Miss Pym Disposes
- ‘Charmingly written and with a startling denouement’ Boston Globe
- ‘A nice reconciliation of comedy and ruthlessness’ The Observer
- ‘An unusually good story’ San Francisco Chronicle
- ‘Tey’s style and her knack for creating bizarre characters are among the best in the field’ The New Yorker
To Miss Lucy Pym, expert psychologist, the atmosphere at Leys College for young women where she is a guest lecturer is heavy with tension. Beneath the so normal surface run sinister undercurrents of rivalry and jealousy. Then one student has a peculiar and fatal ‘accident’. Or is it murder? Respectable, law-abiding Miss Pym discovers some vital evidence—but should she reveal it?
About the Author
Josephine Tey was the pen name of Elizabeth MacKintosh, the Scottish author who rose to fame through her Inspector Alan Grant crime novels.

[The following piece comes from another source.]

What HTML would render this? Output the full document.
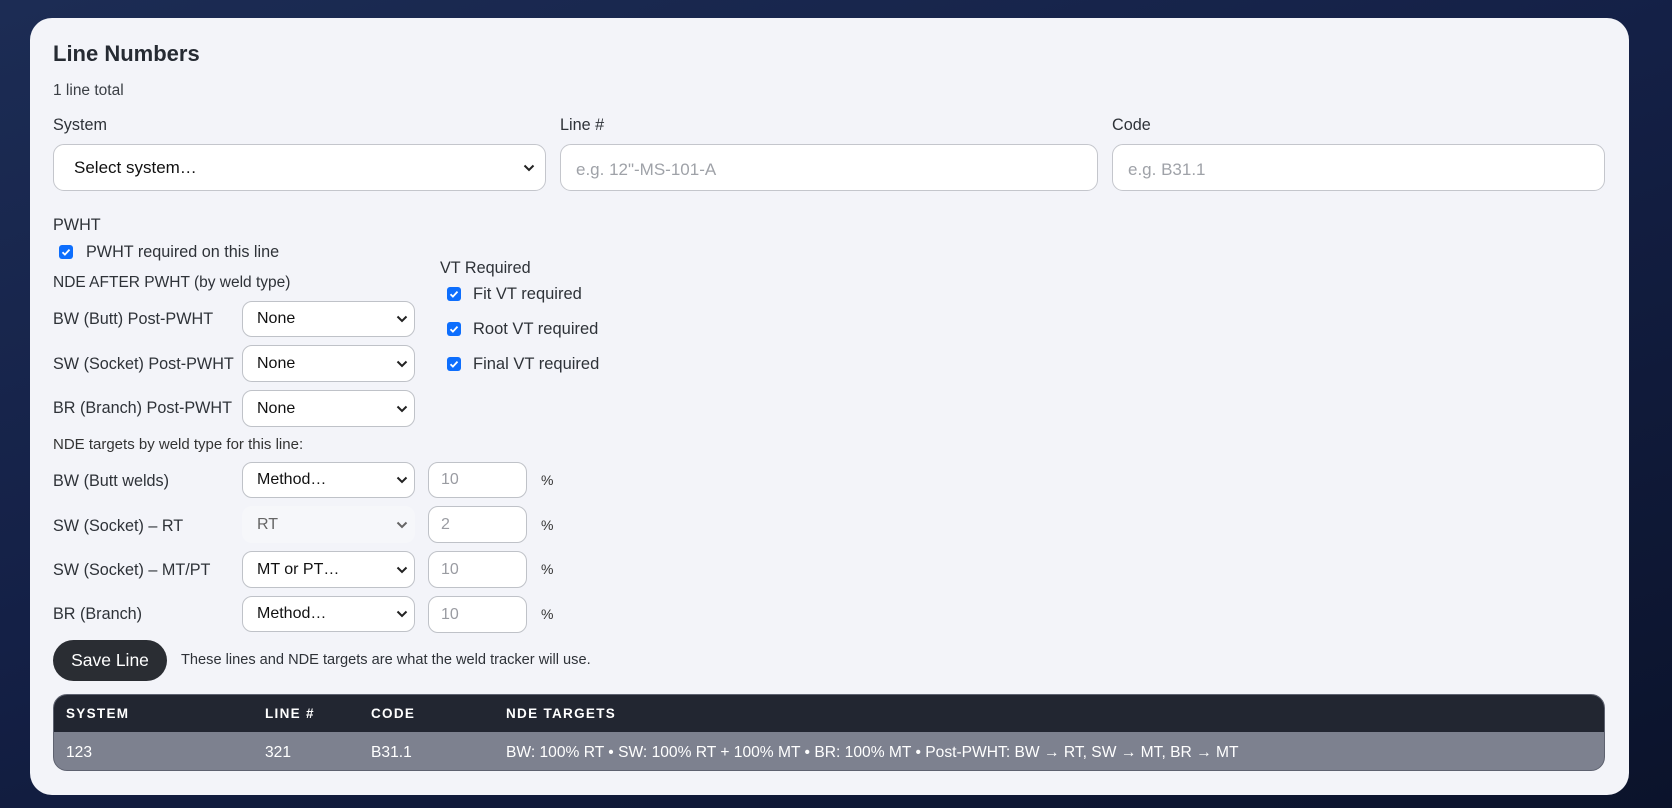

Grant was a dogged and diligent Detective Inspector in the CID at Scotland Yard, and one of the first fictional detectives to be a Scotland Yard Police Officer. Her first mystery novel, which also introduced Inspector Grant, The Man in the Queue, was published in 1929 and was awarded the Dutton Mystery Prize when published in America. The Daughter of Time, the fifth Inspector Grant novel in the six book series, was named as the greatest crime novel of all time by the Crime Writers’ Association. Rather unusually for such a successful Golden Age author, she never joined the illustrious Detection Club – probably because she delighted in subverting the conventions of the genre, thereby breaking the Clubs ‘commandments’. A shy and private person, she never married and eluded the attentions of biographers until 2015. Josephine Tey died in 1952, leaving her entire estate to the National Trust.